By combining structured Reddit data with internal product analytics or customer feedback, startups can build a rich understanding of their market and make more evidence-based decisions.
Best Practices and Ethical Considerations
Using Reddit for research comes with responsibilities. Startups should respect both platform rules and community norms while gathering and analyzing data.
- Follow subreddit rules: Many communities restrict self-promotion or require specific formats for feedback requests.
- Be transparent when engaging: If you are a founder or team member, clearly state your role when discussing your product.
- Avoid invasive practices: Focus on public conversations and aggregate trends rather than targeting or identifying specific individuals.
- Use data in aggregate: Look for patterns and themes rather than attempting to profile individual users.
- Give back to the community: Share helpful resources and knowledge, not just product links.

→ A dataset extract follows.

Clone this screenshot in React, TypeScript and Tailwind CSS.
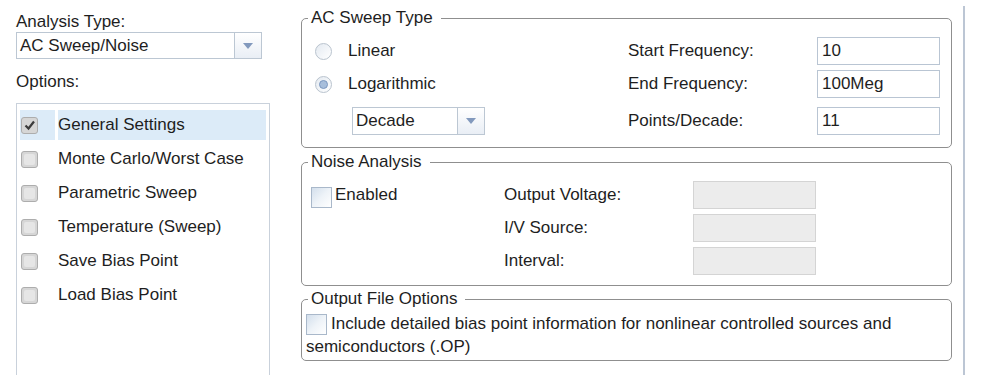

Communities are more receptive to founders who contribute value.
Handled responsibly, Reddit research can benefit both startups and communities: founders build better solutions, and users end up with products that more closely match their real needs.
Conclusion: Turning Reddit Conversations into Product Insight
For early-stage startups, understanding the audience is often the difference between building something people ignore and building something they are eager to adopt. Reddit provides direct access to authentic conversations where problems, expectations, and frustrations are already being discussed in detail.
By systematically analyzing posts and comments, startups can:
- Discover and prioritize real user problems.
- Validate ideas and positioning before committing significant resources.
- Identify opportunities that established players overlook.
- Use communities as early feedback channels for product iterations.
Combined with reliable data extraction tools like RedScraper, Reddit becomes a powerful research engine that helps founders align products with genuine user needs, reduce risk, and move faster with greater confidence.